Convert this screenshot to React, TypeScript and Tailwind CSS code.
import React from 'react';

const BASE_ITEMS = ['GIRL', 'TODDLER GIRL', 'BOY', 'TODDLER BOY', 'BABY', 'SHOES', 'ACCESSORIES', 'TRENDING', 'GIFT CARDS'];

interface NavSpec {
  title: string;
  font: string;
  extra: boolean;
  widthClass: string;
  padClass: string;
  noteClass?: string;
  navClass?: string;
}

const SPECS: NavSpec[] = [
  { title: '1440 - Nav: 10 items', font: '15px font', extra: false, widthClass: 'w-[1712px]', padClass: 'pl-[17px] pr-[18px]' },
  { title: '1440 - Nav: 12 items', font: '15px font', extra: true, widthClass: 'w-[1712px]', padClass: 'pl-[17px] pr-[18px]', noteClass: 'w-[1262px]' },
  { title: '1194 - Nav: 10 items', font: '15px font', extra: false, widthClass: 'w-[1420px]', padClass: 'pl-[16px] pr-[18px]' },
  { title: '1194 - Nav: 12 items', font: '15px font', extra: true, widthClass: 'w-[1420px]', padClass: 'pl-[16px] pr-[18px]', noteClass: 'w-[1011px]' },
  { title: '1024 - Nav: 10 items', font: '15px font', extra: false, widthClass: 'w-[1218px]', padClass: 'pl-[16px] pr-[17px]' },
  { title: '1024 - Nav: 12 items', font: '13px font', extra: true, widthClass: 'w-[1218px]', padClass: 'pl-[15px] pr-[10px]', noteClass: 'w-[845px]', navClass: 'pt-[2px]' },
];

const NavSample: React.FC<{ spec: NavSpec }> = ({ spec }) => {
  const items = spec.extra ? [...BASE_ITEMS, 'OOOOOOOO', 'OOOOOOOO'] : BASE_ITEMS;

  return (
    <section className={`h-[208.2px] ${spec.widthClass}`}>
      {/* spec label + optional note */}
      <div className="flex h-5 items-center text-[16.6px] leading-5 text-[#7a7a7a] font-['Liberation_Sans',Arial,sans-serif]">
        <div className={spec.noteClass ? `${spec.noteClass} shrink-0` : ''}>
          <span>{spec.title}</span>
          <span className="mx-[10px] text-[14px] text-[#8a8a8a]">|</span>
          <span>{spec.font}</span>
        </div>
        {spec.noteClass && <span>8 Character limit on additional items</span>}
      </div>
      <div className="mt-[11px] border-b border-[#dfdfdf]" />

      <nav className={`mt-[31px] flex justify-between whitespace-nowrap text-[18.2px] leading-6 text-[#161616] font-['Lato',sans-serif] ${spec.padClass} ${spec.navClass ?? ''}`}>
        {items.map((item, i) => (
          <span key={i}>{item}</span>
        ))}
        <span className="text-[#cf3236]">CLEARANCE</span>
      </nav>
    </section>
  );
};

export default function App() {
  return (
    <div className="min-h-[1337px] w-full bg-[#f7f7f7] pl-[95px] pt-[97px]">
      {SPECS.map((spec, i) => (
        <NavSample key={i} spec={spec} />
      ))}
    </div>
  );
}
|---|
▸ Problem to solve
Your task is to print the whole listing again exactly.

▸ Task output
Convert this screenshot to React, TypeScript and Tailwind CSS code.
import React from 'react';

const BASE_ITEMS = ['GIRL', 'TODDLER GIRL', 'BOY', 'TODDLER BOY', 'BABY', 'SHOES', 'ACCESSORIES', 'TRENDING', 'GIFT CARDS'];

interface NavSpec {
  title: string;
  font: string;
  extra: boolean;
  widthClass: string;
  padClass: string;
  noteClass?: string;
  navClass?: string;
}

const SPECS: NavSpec[] = [
  { title: '1440 - Nav: 10 items', font: '15px font', extra: false, widthClass: 'w-[1712px]', padClass: 'pl-[17px] pr-[18px]' },
  { title: '1440 - Nav: 12 items', font: '15px font', extra: true, widthClass: 'w-[1712px]', padClass: 'pl-[17px] pr-[18px]', noteClass: 'w-[1262px]' },
  { title: '1194 - Nav: 10 items', font: '15px font', extra: false, widthClass: 'w-[1420px]', padClass: 'pl-[16px] pr-[18px]' },
  { title: '1194 - Nav: 12 items', font: '15px font', extra: true, widthClass: 'w-[1420px]', padClass: 'pl-[16px] pr-[18px]', noteClass: 'w-[1011px]' },
  { title: '1024 - Nav: 10 items', font: '15px font', extra: false, widthClass: 'w-[1218px]', padClass: 'pl-[16px] pr-[17px]' },
  { title: '1024 - Nav: 12 items', font: '13px font', extra: true, widthClass: 'w-[1218px]', padClass: 'pl-[15px] pr-[10px]', noteClass: 'w-[845px]', navClass: 'pt-[2px]' },
];

const NavSample: React.FC<{ spec: NavSpec }> = ({ spec }) => {
  const items = spec.extra ? [...BASE_ITEMS, 'OOOOOOOO', 'OOOOOOOO'] : BASE_ITEMS;

  return (
    <section className={`h-[208.2px] ${spec.widthClass}`}>
      {/* spec label + optional note */}
      <div className="flex h-5 items-center text-[16.6px] leading-5 text-[#7a7a7a] font-['Liberation_Sans',Arial,sans-serif]">
        <div className={spec.noteClass ? `${spec.noteClass} shrink-0` : ''}>
          <span>{spec.title}</span>
          <span className="mx-[10px] text-[14px] text-[#8a8a8a]">|</span>
          <span>{spec.font}</span>
        </div>
        {spec.noteClass && <span>8 Character limit on additional items</span>}
      </div>
      <div className="mt-[11px] border-b border-[#dfdfdf]" />

      <nav className={`mt-[31px] flex justify-between whitespace-nowrap text-[18.2px] leading-6 text-[#161616] font-['Lato',sans-serif] ${spec.padClass} ${spec.navClass ?? ''}`}>
        {items.map((item, i) => (
          <span key={i}>{item}</span>
        ))}
        <span className="text-[#cf3236]">CLEARANCE</span>
      </nav>
    </section>
  );
};

export default function App() {
  return (
    <div className="min-h-[1337px] w-full bg-[#f7f7f7] pl-[95px] pt-[97px]">
      {SPECS.map((spec, i) => (
        <NavSample key={i} spec={spec} />
      ))}
    </div>
  );
}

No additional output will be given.